> **Exercise brief**
Return the material word for word. Do not include pictures.

======

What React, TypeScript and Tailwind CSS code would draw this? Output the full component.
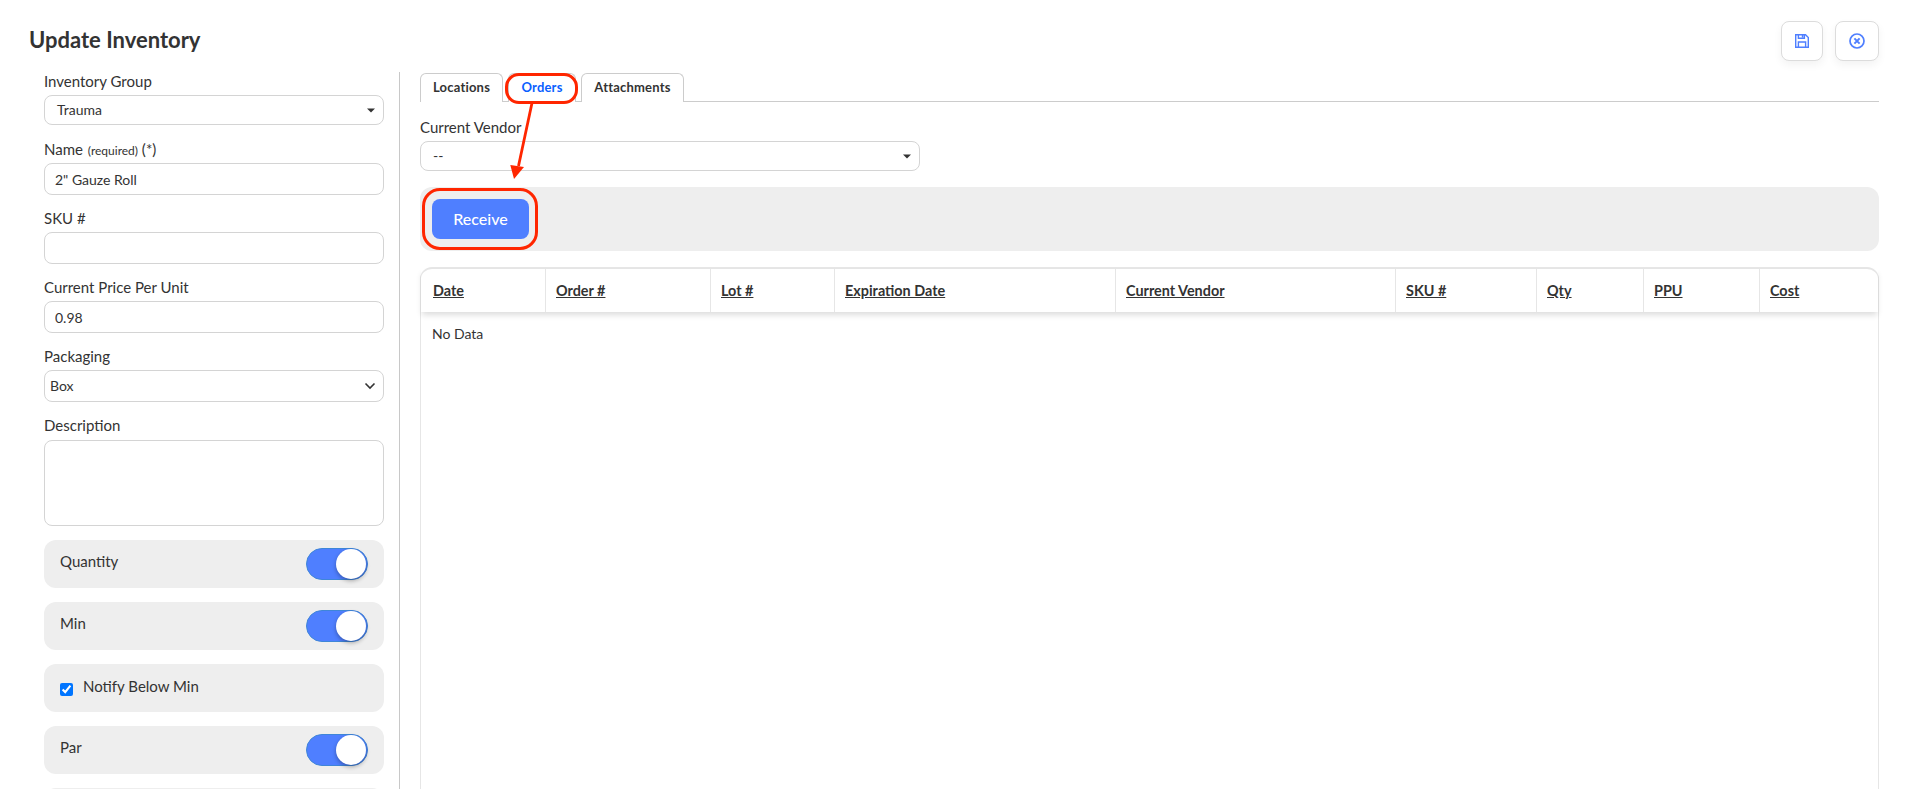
import React from 'react';

const Caret = () => (
  <svg width="8" height="5" viewBox="0 0 8 5" className="shrink-0">
    <path d="M0 0.5h8L4 4.5z" fill="#333" />
  </svg>
);

const Chevron = () => (
  <svg width="12" height="8" viewBox="0 0 12 8" className="shrink-0">
    <path d="M1.5 1.5 6 6l4.5-4.5" fill="none" stroke="#333" strokeWidth="1.6" />
  </svg>
);

const SaveIcon = () => (
  <svg width="14" height="14" viewBox="0 0 14 14" fill="none" stroke="#4f7fff" strokeWidth="1.4">
    <path d="M.7.7h9.8l2.8 2.8v9.8H.7z" />
    <path d="M3.4.7v3.6h6V.7" />
    <path d="M3.4 13.3V8h7.2v5.3" />
    <path d="M6.8 1v2.6h1.6V1z" fill="#4f7fff" stroke="none" />
  </svg>
);

const CloseIcon = () => (
  <svg width="16" height="16" viewBox="0 0 16 16" fill="none" stroke="#4f7fff">
    <circle cx="8" cy="8" r="7" strokeWidth="1.7" />
    <path d="M5.4 5.4l5.2 5.2M10.6 5.4l-5.2 5.2" strokeWidth="2" />
  </svg>
);

const Toggle = () => (
  <div className="flex h-8 w-[62px] items-center justify-end rounded-full border border-[#3f86d8] bg-[#4f7fff] pr-px">
    <div className="h-[30px] w-[30px] rounded-full bg-white shadow-[0_2px_4px_rgba(0,0,0,0.3)]" />
  </div>
);

const ToggleRow = ({ label }: { label: string }) => (
  <div className="mb-[14px] flex h-12 items-center justify-between rounded-xl bg-[#eeeeee] pl-4 pr-4">
    <span className="mb-[6px]">{label}</span>
    <Toggle />
  </div>
);

const inputClass = 'block rounded-lg border border-[#d4d4d4] bg-white text-[#333] outline-none';

const columns = [
  { label: 'Date', width: 'w-[124px]' },
  { label: 'Order #', width: 'w-[165px]' },
  { label: 'Lot #', width: 'w-[124px]' },
  { label: 'Expiration Date', width: 'w-[281px]' },
  { label: 'Current Vendor', width: 'w-[280px]' },
  { label: 'SKU #', width: 'w-[141px]' },
  { label: 'Qty', width: 'w-[107px]' },
  { label: 'PPU', width: 'w-[116px]' },
  { label: 'Cost', width: 'w-[119px]' },
];

export default function App() {
  return (
    <div className="relative h-[789px] w-[1913px] overflow-hidden bg-white text-[15px] leading-5 text-[#333] [font-family:Lato,'Liberation_Sans',sans-serif]">
      {/* header */}
      <div className="flex h-[72px] items-start justify-between pl-[29px] pr-[34px] pt-[21px]">
        <h1 className="mt-[5px] text-[22px] font-bold leading-[27px]">Update Inventory</h1>
        <div className="flex gap-3">
          <button className="flex h-10 w-[42px] items-center justify-center rounded-lg border border-[#dcdcdc] bg-white shadow-[0_4px_8px_rgba(0,0,0,0.05)]">
            <SaveIcon />
          </button>
          <button className="flex h-10 w-11 items-center justify-center rounded-lg border border-[#dcdcdc] bg-white shadow-[0_4px_8px_rgba(0,0,0,0.05)]">
            <CloseIcon />
          </button>
        </div>
      </div>

      <div className="flex h-[717px]">
        {/* left form */}
        <div className="h-full w-[400px] shrink-0 border-r border-[#c8c8c8] pl-11 pr-[15px]">
          <label className="-mt-px mb-1 block h-5">Inventory Group</label>
          <div className={`${inputClass} flex h-[30px] w-full items-center justify-between pl-3 pr-2 text-sm`}>
            <span>Trauma</span>
            <Caret />
          </div>

          <label className="mb-1 mt-[14px] block h-5">
            Name <span className="ml-px text-xs">(required)</span> (*)
          </label>
          <input readOnly value={'2" Gauze Roll'} className={`${inputClass} h-8 w-full px-[10px] text-sm`} />

          <label className="mb-1 mt-[13px] block h-5">SKU #</label>
          <input readOnly value="" className={`${inputClass} h-8 w-full px-[10px] text-sm`} />

          <label className="mb-1 mt-[13px] block h-5">Current Price Per Unit</label>
          <input readOnly value="0.98" className={`${inputClass} h-8 w-full px-[10px] text-sm`} />

          <label className="mb-1 mt-[13px] block h-5">Packaging</label>
          <div className={`${inputClass} flex h-8 w-full items-center justify-between pl-[5px] pr-[7px] text-sm`}>
            <span>Box</span>
            <Chevron />
          </div>

          <label className="mb-[5px] mt-[13px] block h-5">Description</label>
          <textarea readOnly className={`${inputClass} mb-[14px] h-[86px] w-full resize-none`} />

          <ToggleRow label="Quantity" />
          <ToggleRow label="Min" />
          <div className="mb-[14px] flex h-12 items-center rounded-xl bg-[#eeeeee] pl-4">
            <input type="checkbox" defaultChecked readOnly className="mr-[10px] mt-[2px] h-[13px] w-[13px]" />
            <span className="mb-1">Notify Below Min</span>
          </div>
          <ToggleRow label="Par" />
          <div className="h-12 rounded-xl bg-[#eeeeee]" />
        </div>

        {/* right panel */}
        <div className="min-w-0 flex-1 pl-5 pr-[34px] pt-px">
          <div className="flex h-[29px] gap-[5px] border-b border-[#cccccc] text-[13px] font-bold leading-[27px] tracking-[0.2px]">
            <div className="h-[29px] w-[83px] rounded-t-md border border-b-0 border-[#cccccc] bg-white text-center">Locations</div>
            <div className="h-[29px] w-[68px] rounded-t-md border border-b-0 border-[#cccccc] bg-white text-center text-[#0a5fff]">Orders</div>
            <div className="h-[29px] w-[103px] rounded-t-md border border-b-0 border-[#cccccc] bg-white text-center">Attachments</div>
          </div>

          <label className="mb-1 mt-[15px] block h-5">Current Vendor</label>
          <div className={`${inputClass} flex h-[30px] w-[500px] items-center justify-between pl-3 pr-2 text-sm`}>
            <span>--</span>
            <Caret />
          </div>

          <div className="mt-4 flex h-16 items-center rounded-xl bg-[#eeeeee] pl-3">
            <button className="h-10 w-[97px] rounded-lg bg-[#4f7fff] text-base font-medium text-white">Receive</button>
          </div>

          <div className="mt-4 h-[600px] rounded-t-xl border border-t-2 border-[#e6e6e6]">
            <table className="w-full table-fixed border-separate border-spacing-0">
              <thead>
                <tr className="h-[43px] shadow-[0_4px_6px_-1px_rgba(0,0,0,0.14)]">
                  {columns.map((col, i) => (
                    <th
                      key={col.label}
                      className={`${col.width} ${i > 0 ? 'border-l border-[#e6e6e6] pl-[10px]' : 'pl-3'} text-left text-[14.4px] font-bold`}
                    >
                      <span className="underline">{col.label}</span>
                    </th>
                  ))}
                </tr>
              </thead>
              <tbody>
                <tr>
                  <td colSpan={9} className="pl-[11px] pt-3 text-sm">No Data</td>
                </tr>
              </tbody>
            </table>
          </div>
        </div>
      </div>

      {/* annotation marks */}
      <div className="pointer-events-none absolute left-[505px] top-[73px] h-[31px] w-[73px] rounded-[14px] border-[3px] border-[#ff2600]" />
      <div className="pointer-events-none absolute left-[422px] top-[188px] h-[62px] w-[116px] rounded-[18px] border-[3px] border-[#ff2600]" />
      <svg className="pointer-events-none absolute left-[500px] top-[100px]" width="50" height="85" viewBox="0 0 50 85">
        <path d="M32 3 18.5 66" stroke="#ff2600" strokeWidth="2.8" fill="none" />
        <path d="M14 79 10.3 65 24 67z" fill="#ff2600" />
      </svg>
    </div>
  );
}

======

> **Correct output**
What React, TypeScript and Tailwind CSS code would draw this? Output the full component.
import React from 'react';

const Caret = () => (
  <svg width="8" height="5" viewBox="0 0 8 5" className="shrink-0">
    <path d="M0 0.5h8L4 4.5z" fill="#333" />
  </svg>
);

const Chevron = () => (
  <svg width="12" height="8" viewBox="0 0 12 8" className="shrink-0">
    <path d="M1.5 1.5 6 6l4.5-4.5" fill="none" stroke="#333" strokeWidth="1.6" />
  </svg>
);

const SaveIcon = () => (
  <svg width="14" height="14" viewBox="0 0 14 14" fill="none" stroke="#4f7fff" strokeWidth="1.4">
    <path d="M.7.7h9.8l2.8 2.8v9.8H.7z" />
    <path d="M3.4.7v3.6h6V.7" />
    <path d="M3.4 13.3V8h7.2v5.3" />
    <path d="M6.8 1v2.6h1.6V1z" fill="#4f7fff" stroke="none" />
  </svg>
);

const CloseIcon = () => (
  <svg width="16" height="16" viewBox="0 0 16 16" fill="none" stroke="#4f7fff">
    <circle cx="8" cy="8" r="7" strokeWidth="1.7" />
    <path d="M5.4 5.4l5.2 5.2M10.6 5.4l-5.2 5.2" strokeWidth="2" />
  </svg>
);

const Toggle = () => (
  <div className="flex h-8 w-[62px] items-center justify-end rounded-full border border-[#3f86d8] bg-[#4f7fff] pr-px">
    <div className="h-[30px] w-[30px] rounded-full bg-white shadow-[0_2px_4px_rgba(0,0,0,0.3)]" />
  </div>
);

const ToggleRow = ({ label }: { label: string }) => (
  <div className="mb-[14px] flex h-12 items-center justify-between rounded-xl bg-[#eeeeee] pl-4 pr-4">
    <span className="mb-[6px]">{label}</span>
    <Toggle />
  </div>
);

const inputClass = 'block rounded-lg border border-[#d4d4d4] bg-white text-[#333] outline-none';

const columns = [
  { label: 'Date', width: 'w-[124px]' },
  { label: 'Order #', width: 'w-[165px]' },
  { label: 'Lot #', width: 'w-[124px]' },
  { label: 'Expiration Date', width: 'w-[281px]' },
  { label: 'Current Vendor', width: 'w-[280px]' },
  { label: 'SKU #', width: 'w-[141px]' },
  { label: 'Qty', width: 'w-[107px]' },
  { label: 'PPU', width: 'w-[116px]' },
  { label: 'Cost', width: 'w-[119px]' },
];

export default function App() {
  return (
    <div className="relative h-[789px] w-[1913px] overflow-hidden bg-white text-[15px] leading-5 text-[#333] [font-family:Lato,'Liberation_Sans',sans-serif]">
      {/* header */}
      <div className="flex h-[72px] items-start justify-between pl-[29px] pr-[34px] pt-[21px]">
        <h1 className="mt-[5px] text-[22px] font-bold leading-[27px]">Update Inventory</h1>
        <div className="flex gap-3">
          <button className="flex h-10 w-[42px] items-center justify-center rounded-lg border border-[#dcdcdc] bg-white shadow-[0_4px_8px_rgba(0,0,0,0.05)]">
            <SaveIcon />
          </button>
          <button className="flex h-10 w-11 items-center justify-center rounded-lg border border-[#dcdcdc] bg-white shadow-[0_4px_8px_rgba(0,0,0,0.05)]">
            <CloseIcon />
          </button>
        </div>
      </div>

      <div className="flex h-[717px]">
        {/* left form */}
        <div className="h-full w-[400px] shrink-0 border-r border-[#c8c8c8] pl-11 pr-[15px]">
          <label className="-mt-px mb-1 block h-5">Inventory Group</label>
          <div className={`${inputClass} flex h-[30px] w-full items-center justify-between pl-3 pr-2 text-sm`}>
            <span>Trauma</span>
            <Caret />
          </div>

          <label className="mb-1 mt-[14px] block h-5">
            Name <span className="ml-px text-xs">(required)</span> (*)
          </label>
          <input readOnly value={'2" Gauze Roll'} className={`${inputClass} h-8 w-full px-[10px] text-sm`} />

          <label className="mb-1 mt-[13px] block h-5">SKU #</label>
          <input readOnly value="" className={`${inputClass} h-8 w-full px-[10px] text-sm`} />

          <label className="mb-1 mt-[13px] block h-5">Current Price Per Unit</label>
          <input readOnly value="0.98" className={`${inputClass} h-8 w-full px-[10px] text-sm`} />

          <label className="mb-1 mt-[13px] block h-5">Packaging</label>
          <div className={`${inputClass} flex h-8 w-full items-center justify-between pl-[5px] pr-[7px] text-sm`}>
            <span>Box</span>
            <Chevron />
          </div>

          <label className="mb-[5px] mt-[13px] block h-5">Description</label>
          <textarea readOnly className={`${inputClass} mb-[14px] h-[86px] w-full resize-none`} />

          <ToggleRow label="Quantity" />
          <ToggleRow label="Min" />
          <div className="mb-[14px] flex h-12 items-center rounded-xl bg-[#eeeeee] pl-4">
            <input type="checkbox" defaultChecked readOnly className="mr-[10px] mt-[2px] h-[13px] w-[13px]" />
            <span className="mb-1">Notify Below Min</span>
          </div>
          <ToggleRow label="Par" />
          <div className="h-12 rounded-xl bg-[#eeeeee]" />
        </div>

        {/* right panel */}
        <div className="min-w-0 flex-1 pl-5 pr-[34px] pt-px">
          <div className="flex h-[29px] gap-[5px] border-b border-[#cccccc] text-[13px] font-bold leading-[27px] tracking-[0.2px]">
            <div className="h-[29px] w-[83px] rounded-t-md border border-b-0 border-[#cccccc] bg-white text-center">Locations</div>
            <div className="h-[29px] w-[68px] rounded-t-md border border-b-0 border-[#cccccc] bg-white text-center text-[#0a5fff]">Orders</div>
            <div className="h-[29px] w-[103px] rounded-t-md border border-b-0 border-[#cccccc] bg-white text-center">Attachments</div>
          </div>

          <label className="mb-1 mt-[15px] block h-5">Current Vendor</label>
          <div className={`${inputClass} flex h-[30px] w-[500px] items-center justify-between pl-3 pr-2 text-sm`}>
            <span>--</span>
            <Caret />
          </div>

          <div className="mt-4 flex h-16 items-center rounded-xl bg-[#eeeeee] pl-3">
            <button className="h-10 w-[97px] rounded-lg bg-[#4f7fff] text-base font-medium text-white">Receive</button>
          </div>

          <div className="mt-4 h-[600px] rounded-t-xl border border-t-2 border-[#e6e6e6]">
            <table className="w-full table-fixed border-separate border-spacing-0">
              <thead>
                <tr className="h-[43px] shadow-[0_4px_6px_-1px_rgba(0,0,0,0.14)]">
                  {columns.map((col, i) => (
                    <th
                      key={col.label}
                      className={`${col.width} ${i > 0 ? 'border-l border-[#e6e6e6] pl-[10px]' : 'pl-3'} text-left text-[14.4px] font-bold`}
                    >
                      <span className="underline">{col.label}</span>
                    </th>
                  ))}
                </tr>
              </thead>
              <tbody>
                <tr>
                  <td colSpan={9} className="pl-[11px] pt-3 text-sm">No Data</td>
                </tr>
              </tbody>
            </table>
          </div>
        </div>
      </div>

      {/* annotation marks */}
      <div className="pointer-events-none absolute left-[505px] top-[73px] h-[31px] w-[73px] rounded-[14px] border-[3px] border-[#ff2600]" />
      <div className="pointer-events-none absolute left-[422px] top-[188px] h-[62px] w-[116px] rounded-[18px] border-[3px] border-[#ff2600]" />
      <svg className="pointer-events-none absolute left-[500px] top-[100px]" width="50" height="85" viewBox="0 0 50 85">
        <path d="M32 3 18.5 66" stroke="#ff2600" strokeWidth="2.8" fill="none" />
        <path d="M14 79 10.3 65 24 67z" fill="#ff2600" />
      </svg>
    </div>
  );
}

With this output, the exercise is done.